First, we must acknowledge that there is both an experience in “real-time” and then there are the previously established ideas, beliefs, methods, or rules which can limit the real-time experience. Rather than saying the real-time experience is good and the limiting experience is bad, we can explore the framework of these mental structures and in so doing, find them useful. And to be useful, since we are exploring unfamiliar territory, it’s best to keep the "chunk size" of our exploration to that which is easily “digestible”. As long as we remain flexible and open to the possibility that the chunk size at which we are working is not the whole picture, and so is most likely flawed, we will leave the door open just enough to allow new insights.

A brief recap, the mental constructs we create can serve a functional purpose in that they can be explored as methods; they are not the truth. Therefore, by exploring and understanding our mental constructs, we can open ourselves to learning much more about ourselves as the inconsistencies of our beliefs, concepts and rules are examined and exposed.

Often one can find that different internal belief systems and even seemingly functional concepts can conflict with one another in an “either-or” manner. A typical response is to say that one is wrong or one is right without looking deeper. This is a perfectly fine place to start. However, if one stops there and doesn’t allow space for something else to be noticed, then the person may get "locked-in". Ultimately, there is often an un-noticed, more functional, underlying principle and herein lies the opportunity for growth.

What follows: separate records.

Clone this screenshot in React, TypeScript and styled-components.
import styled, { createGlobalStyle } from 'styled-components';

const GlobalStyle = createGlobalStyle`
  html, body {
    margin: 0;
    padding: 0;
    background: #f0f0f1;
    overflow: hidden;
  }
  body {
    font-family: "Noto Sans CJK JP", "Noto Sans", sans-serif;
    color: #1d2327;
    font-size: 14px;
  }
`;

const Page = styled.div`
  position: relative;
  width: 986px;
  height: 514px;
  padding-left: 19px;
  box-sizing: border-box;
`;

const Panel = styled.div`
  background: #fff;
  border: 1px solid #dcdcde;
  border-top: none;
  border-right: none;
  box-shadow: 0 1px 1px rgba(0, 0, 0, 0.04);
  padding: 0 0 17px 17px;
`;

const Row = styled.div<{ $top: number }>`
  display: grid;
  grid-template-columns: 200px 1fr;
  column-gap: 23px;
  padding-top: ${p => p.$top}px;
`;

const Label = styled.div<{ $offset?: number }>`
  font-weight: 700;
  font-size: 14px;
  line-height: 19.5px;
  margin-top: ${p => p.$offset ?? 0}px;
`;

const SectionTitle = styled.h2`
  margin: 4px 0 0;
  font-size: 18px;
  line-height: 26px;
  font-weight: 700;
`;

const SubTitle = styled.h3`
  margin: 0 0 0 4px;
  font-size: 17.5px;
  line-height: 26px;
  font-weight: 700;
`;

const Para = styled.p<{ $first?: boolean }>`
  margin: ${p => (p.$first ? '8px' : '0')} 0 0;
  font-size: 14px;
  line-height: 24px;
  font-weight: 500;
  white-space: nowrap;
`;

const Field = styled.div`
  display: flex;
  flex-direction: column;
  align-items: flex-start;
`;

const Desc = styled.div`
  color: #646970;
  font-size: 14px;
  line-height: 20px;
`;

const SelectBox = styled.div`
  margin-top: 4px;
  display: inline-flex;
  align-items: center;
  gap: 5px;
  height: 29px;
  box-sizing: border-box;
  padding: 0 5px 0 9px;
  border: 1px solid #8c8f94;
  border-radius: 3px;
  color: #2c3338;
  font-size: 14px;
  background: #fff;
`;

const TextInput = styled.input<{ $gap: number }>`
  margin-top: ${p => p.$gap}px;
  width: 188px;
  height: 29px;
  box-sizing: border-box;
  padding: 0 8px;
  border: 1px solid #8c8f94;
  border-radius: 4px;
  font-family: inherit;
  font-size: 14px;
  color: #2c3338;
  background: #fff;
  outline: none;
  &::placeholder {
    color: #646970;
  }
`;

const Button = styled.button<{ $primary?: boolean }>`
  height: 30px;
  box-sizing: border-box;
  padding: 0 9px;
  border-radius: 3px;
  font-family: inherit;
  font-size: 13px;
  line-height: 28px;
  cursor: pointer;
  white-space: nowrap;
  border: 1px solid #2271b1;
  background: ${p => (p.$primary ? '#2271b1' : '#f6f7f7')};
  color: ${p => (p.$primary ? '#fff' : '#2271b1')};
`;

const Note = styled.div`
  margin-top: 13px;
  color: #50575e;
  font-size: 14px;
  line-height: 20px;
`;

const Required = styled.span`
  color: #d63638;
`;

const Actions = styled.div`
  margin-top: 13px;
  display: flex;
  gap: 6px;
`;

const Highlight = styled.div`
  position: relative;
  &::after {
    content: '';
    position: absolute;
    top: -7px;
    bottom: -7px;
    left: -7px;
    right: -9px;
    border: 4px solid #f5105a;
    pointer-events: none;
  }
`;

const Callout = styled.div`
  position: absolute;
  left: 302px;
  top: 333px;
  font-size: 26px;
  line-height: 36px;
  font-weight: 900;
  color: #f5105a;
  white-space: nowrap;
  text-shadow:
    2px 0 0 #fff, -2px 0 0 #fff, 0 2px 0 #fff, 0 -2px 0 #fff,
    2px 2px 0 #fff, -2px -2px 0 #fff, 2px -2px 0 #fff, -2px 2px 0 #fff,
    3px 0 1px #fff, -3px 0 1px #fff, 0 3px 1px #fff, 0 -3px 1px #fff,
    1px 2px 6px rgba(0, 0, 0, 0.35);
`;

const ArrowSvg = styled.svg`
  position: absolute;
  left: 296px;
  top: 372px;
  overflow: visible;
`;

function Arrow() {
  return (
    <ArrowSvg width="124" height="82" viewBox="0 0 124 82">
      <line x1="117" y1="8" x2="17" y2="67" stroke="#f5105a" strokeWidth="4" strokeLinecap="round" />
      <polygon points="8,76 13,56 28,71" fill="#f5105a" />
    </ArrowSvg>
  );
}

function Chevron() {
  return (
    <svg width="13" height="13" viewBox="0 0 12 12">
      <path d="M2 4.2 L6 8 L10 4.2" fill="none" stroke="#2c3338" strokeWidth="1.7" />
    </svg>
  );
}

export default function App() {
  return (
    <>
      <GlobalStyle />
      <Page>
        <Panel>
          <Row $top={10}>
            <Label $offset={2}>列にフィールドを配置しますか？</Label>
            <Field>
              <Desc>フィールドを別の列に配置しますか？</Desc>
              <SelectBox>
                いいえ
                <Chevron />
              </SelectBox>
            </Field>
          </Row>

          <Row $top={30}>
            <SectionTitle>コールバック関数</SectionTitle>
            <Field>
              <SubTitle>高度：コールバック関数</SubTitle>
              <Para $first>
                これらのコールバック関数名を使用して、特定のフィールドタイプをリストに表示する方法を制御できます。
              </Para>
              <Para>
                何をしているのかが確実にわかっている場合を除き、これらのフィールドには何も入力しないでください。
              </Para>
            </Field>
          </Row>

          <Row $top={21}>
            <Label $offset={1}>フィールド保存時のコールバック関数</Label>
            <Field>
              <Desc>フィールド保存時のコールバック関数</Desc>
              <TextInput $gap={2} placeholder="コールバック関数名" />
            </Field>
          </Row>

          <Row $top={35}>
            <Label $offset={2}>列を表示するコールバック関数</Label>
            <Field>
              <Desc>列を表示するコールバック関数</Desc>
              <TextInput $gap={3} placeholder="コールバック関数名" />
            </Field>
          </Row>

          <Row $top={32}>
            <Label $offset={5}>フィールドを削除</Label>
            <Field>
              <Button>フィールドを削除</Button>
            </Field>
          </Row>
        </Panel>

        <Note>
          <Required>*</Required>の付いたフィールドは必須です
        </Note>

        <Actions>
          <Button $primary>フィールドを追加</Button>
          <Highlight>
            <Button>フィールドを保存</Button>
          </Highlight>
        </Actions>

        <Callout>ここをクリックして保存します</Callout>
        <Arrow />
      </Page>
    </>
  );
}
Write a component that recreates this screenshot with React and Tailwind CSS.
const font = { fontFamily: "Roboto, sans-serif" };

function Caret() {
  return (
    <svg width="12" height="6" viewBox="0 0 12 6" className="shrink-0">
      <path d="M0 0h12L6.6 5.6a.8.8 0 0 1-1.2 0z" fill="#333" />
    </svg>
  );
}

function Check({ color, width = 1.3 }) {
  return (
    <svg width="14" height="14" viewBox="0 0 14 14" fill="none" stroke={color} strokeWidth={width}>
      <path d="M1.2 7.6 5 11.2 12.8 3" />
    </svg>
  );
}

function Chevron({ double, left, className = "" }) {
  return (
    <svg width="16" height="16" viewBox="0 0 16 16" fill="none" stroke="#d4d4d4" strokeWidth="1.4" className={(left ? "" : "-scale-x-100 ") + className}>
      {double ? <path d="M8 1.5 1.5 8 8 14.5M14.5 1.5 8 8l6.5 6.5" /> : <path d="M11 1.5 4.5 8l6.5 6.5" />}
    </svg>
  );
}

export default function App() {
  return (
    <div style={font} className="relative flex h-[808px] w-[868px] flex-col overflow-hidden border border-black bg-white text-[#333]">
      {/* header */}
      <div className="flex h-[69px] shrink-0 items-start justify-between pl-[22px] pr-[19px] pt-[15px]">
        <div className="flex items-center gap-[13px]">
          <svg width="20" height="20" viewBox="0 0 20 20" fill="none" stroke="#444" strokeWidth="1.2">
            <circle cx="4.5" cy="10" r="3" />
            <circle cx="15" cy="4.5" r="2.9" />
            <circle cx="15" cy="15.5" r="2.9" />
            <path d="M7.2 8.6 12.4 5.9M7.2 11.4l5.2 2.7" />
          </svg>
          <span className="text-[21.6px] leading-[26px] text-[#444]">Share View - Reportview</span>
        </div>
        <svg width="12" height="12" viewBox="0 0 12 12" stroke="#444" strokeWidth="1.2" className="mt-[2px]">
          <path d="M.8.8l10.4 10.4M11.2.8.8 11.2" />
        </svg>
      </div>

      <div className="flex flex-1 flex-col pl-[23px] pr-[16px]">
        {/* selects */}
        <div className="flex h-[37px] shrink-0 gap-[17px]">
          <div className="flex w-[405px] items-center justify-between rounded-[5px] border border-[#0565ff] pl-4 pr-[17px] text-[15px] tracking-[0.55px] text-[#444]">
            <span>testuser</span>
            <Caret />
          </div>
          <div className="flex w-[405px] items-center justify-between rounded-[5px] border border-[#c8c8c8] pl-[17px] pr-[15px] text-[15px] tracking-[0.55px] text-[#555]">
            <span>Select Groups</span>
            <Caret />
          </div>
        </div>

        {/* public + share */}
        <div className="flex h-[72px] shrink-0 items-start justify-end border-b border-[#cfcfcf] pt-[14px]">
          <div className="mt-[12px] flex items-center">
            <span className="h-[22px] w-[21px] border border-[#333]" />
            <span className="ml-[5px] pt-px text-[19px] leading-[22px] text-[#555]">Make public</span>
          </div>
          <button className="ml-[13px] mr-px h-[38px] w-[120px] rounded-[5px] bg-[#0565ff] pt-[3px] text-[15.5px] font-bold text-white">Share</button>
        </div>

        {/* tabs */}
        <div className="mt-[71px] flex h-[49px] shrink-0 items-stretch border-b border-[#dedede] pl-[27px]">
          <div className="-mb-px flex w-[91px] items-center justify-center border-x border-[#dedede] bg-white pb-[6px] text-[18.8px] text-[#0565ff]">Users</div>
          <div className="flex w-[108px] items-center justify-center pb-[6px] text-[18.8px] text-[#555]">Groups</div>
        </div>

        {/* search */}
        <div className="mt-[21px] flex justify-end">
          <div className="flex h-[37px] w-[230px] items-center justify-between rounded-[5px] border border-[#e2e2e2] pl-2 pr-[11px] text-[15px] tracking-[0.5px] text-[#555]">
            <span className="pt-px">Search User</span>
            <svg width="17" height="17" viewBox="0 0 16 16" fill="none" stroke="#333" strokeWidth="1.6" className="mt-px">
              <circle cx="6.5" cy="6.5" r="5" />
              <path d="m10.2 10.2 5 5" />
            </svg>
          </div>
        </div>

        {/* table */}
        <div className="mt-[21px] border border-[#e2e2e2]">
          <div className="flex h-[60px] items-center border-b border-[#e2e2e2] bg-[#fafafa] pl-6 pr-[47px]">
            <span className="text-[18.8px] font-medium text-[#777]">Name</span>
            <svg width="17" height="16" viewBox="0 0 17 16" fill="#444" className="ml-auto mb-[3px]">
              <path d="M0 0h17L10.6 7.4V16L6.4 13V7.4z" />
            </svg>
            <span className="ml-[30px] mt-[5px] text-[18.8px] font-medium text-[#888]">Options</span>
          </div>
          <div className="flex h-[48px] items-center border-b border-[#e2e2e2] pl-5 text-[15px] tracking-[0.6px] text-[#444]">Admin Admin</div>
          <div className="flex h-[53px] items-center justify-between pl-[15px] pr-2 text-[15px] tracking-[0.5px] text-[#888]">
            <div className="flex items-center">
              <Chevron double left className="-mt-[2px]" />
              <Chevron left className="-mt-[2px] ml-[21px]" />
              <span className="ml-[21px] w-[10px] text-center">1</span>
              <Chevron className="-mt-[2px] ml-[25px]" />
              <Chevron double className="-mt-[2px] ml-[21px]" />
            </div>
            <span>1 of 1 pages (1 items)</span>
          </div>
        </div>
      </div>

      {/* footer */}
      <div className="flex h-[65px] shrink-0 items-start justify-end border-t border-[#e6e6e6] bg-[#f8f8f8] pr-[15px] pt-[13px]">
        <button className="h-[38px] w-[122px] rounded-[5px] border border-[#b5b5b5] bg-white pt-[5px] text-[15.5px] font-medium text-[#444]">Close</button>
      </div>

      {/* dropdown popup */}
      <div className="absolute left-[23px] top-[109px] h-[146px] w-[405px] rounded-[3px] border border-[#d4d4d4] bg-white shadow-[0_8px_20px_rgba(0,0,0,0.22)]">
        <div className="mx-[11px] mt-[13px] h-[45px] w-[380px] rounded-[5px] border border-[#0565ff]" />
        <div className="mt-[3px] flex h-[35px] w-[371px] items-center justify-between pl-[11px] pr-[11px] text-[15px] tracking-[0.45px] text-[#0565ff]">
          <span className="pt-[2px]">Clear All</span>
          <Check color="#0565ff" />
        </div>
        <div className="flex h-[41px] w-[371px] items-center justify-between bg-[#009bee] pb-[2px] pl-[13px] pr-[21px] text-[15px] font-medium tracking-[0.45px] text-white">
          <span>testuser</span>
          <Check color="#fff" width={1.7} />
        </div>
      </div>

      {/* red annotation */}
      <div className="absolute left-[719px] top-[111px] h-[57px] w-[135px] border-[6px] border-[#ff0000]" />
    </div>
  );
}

Like the finger pointing to the moon, we notice the conflicts (the finger) but often overlook noticing the deeper and more generalized concept or concepts that such conflicts can be pointing toward. The alternative to this "either-or" conflict can be just the thing for an "a-ha" moment if we take the time to explore there.

Consider the following example. Think of the Chinese concept of Yin and Yang. This concept of polarity can point the way back to a place where the differences were once connected in a different form of harmony, a more true type of connectedness or oneness. But we must both learn how to and be open to formulating questions, sometimes questioning our own inner authority. In this example, we may ask: What is the concept that gave rise to this polarity or Yin and Yang? What was there before polarity arose at all?

This is but one example of how to trace an either-or, right-wrong, polarity type of issue back to its source. Again, noticing the method is like noticing the finger and questioning the method is like noticing the direction being pointed to and together, both can lead to an "a-ha" moment; a deeper understanding.

But having one “a-ha” moment is not the end of the show. Over time, "a-ha" moments tend to crystallize into concepts and as time passes, these may be revealed as being a method in polarity or a belief in conflict with another method or belief respectively. Upon making this discovery, some people may get dejected, however, this is a wonderful growth opportunity because the fallacy of this polarity (when thoroughly questioned and examined) can point to the next lesson and the next step in your development.

In the word "Wujifa", the "Fa" means principle. In Wujifa, “principle” serves as a method to reveal greater understanding so we can notice the direction the so called "finger" is pointing to. The practice of Wujifa is more than practicing methods, though this is where many people start. Wujifa practice becomes a series of “a-ha” moments and over time, each moment reveals a deeper more unifying principle.

In the end it comes down to movement; change and development. Mental constructs, whether they are called, beliefs, concepts, methods, or rules, and the crystallization of concepts as being right or wrong, can lock you into a limiting system which may, over time, bear no relation to your current, present, real-time experience. Tracing the mental construct back to its source, to its underlying principle, is in itself a method that is used to expose the constructs for what they are and in so doing, can keep us moving toward a deeper understanding, one which can functionally transform us by giving us a more fluid understanding of the direction we are headed and ultimately further ground or “root” us in our present, real-time experience. This simply concept can help in many different practices and is also one of the foundational tools we use in our Wujifa practices and skill-sets.

3 comments:

Mike said...

Nice post. Let me see if I got the gist of it... Notice conflicts or inconsistencies in my thinking or between my thinking and "what is" and then ask a few simple questions to unveil a deeper principle that is common to both? Seems too easy. What's the catch? Or am I missing something?

Rick said...

I'm thinking that this is the sort of thing that is easy to theorize about, but tough to actually do.

Rick said...

Some of the seemingly simple tricks can be just that AKA tricky. The cool thing is the process. In Wujifa we say "you are where you are and that's where you start." Simple tricks, or let's say processes like noticing conflicts and asking so simple question can really help with insights This simple process is overlooked way to often and can cause real problems when 10 years later people finally stop and ask why.

I know I can get a little wordy at times. I hope that anyone who practices these simple tricks will see the value in them. They also become easier to do with time. If you want to find place to get some good question just do a little research on quality improvement, bench marks, or Mr Demming who brought quality processes to light here in the United States a number of years ago.